The diggers are busy at Musley Bank. Next week, the first phase in a massive redevelopment of Fahey’s yard starts to bear fruit. The doors will open on an indoor ride and barn, with space for more than 50 horses.

It’s a five-phase scheme and winners pay the bills.

“I’ve just got to keep training winners and keep the ball rolling,” Fahey confirms.

“We have spent a lot of money and we plan to carry on doing that. I think you have got to go forward.

“If you stand still you go backwards and we have to keep going forward. This is all (funded by) Mr and Mrs Fahey.”

They have invested in horses as well.

Fahey’s looking forward to the likes of Anglezarke, third in last year’s King’s Stand Stakes, York winner Valery Borzov, Demolition and a host of talented two-year-olds.

Going one better has always been the Fahey way.

He is optimistic: “I would just like to think we would improve again.
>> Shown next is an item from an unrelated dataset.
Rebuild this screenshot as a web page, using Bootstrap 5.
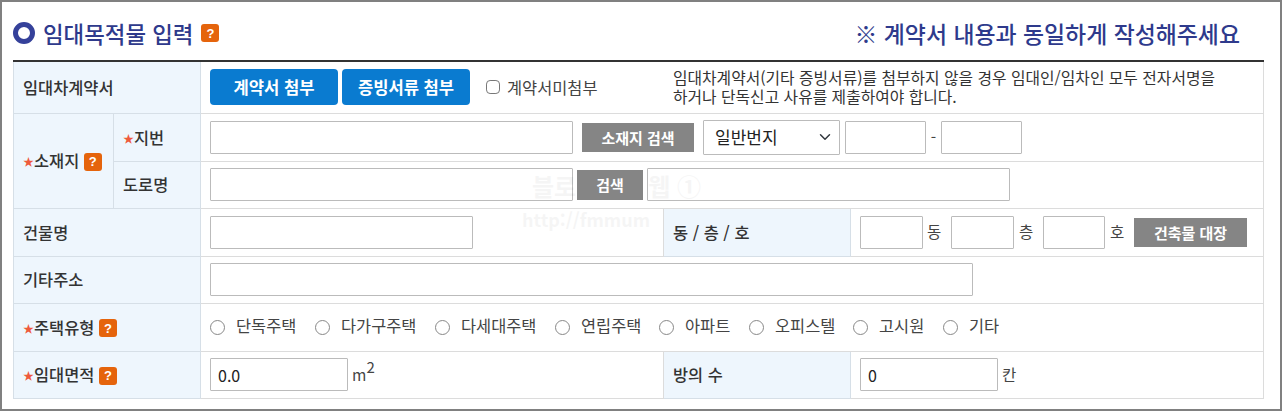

Whether that is the amount of winners or prize money, but I like to think we would go again.

“I would be more excited about this year than I was last year.

“It sounds silly, but we have got some nicer horses this year. They are nicer horses that have to run in better races, but we would definitely have runners in all the big handicaps.

“Hopefully, one of the two-year-olds can fly in. We have spent a little bit more money and they are better quality horses – better pedigree and better quality.

“There’s a better size about them as well and we are looking forward to the two-year-olds. I just hope that one of them will end up a Group winner. That’s what we need. We desperately need that.

“I am not saying we have gone as far as we can go but we do need the Group horses. They are actually the easiest horses to train. People say ‘what’s a good training performance?’ It is probably when you win a 0-60 handicap with a little crippled thing that doesn’t want to go to the gallops.

“That’s more of an achievement than probably what Firebet did last year.”

Firebet represents reality for Fahey. The four-year-old last season won at Nottingham, Ayr, Newmarket and Epsom and finished second in the Group 3 Gordon Stakes at Goodwood, before Godolphin made Fahey an offer he couldn’t refuse.

“The reality is that when we go to the sales we are looking for a bit of a freak now,” he explains. “My best horse last year, Firebet, we had to sell him. We got offered so much money. I would love to be training him, but money talks.

“A lot of the better two-year-olds we get are sold. We have sold four or five of them in the last two or three seasons.

“I am afraid that’s the reality of my job.”

Layla’s Dancer, Lord Aeyrn and Ejteyaaz, along with Rose Bottom, are other prospects in a massive string which takes some handling. So it’s lucky Fahey doesn’t have to do it all on his own.

Besides assistant trainer Robin O’Ryan, “everyone knows their job” in the yard.

“We delegate,” Fahey says. “Robin is the main man other than me and we have five different head lads and four assistant head lads. I couldn’t do this on my own. It’s impossible. It’s all about delegating.

“Everything is written in a book. I am not saying I am like Mark Johnston, but we are on similar lines. I know everything. It’s all in front of me. If you are running a big stable you have to be like that.

“I think Mark is a little bit more advanced than me. He’s got it on computer and I have got it on a piece of paper.”

It’s been a long winter, Fahey admits, but there’s no time to rest on your laurels. He trained his 1,000th winner when Just Mandy went in, ironically on the all-weather, last week – the next ambition is to get to 2,000 as quickly as possible.

The Lincoln handicap may be just the next step on the way.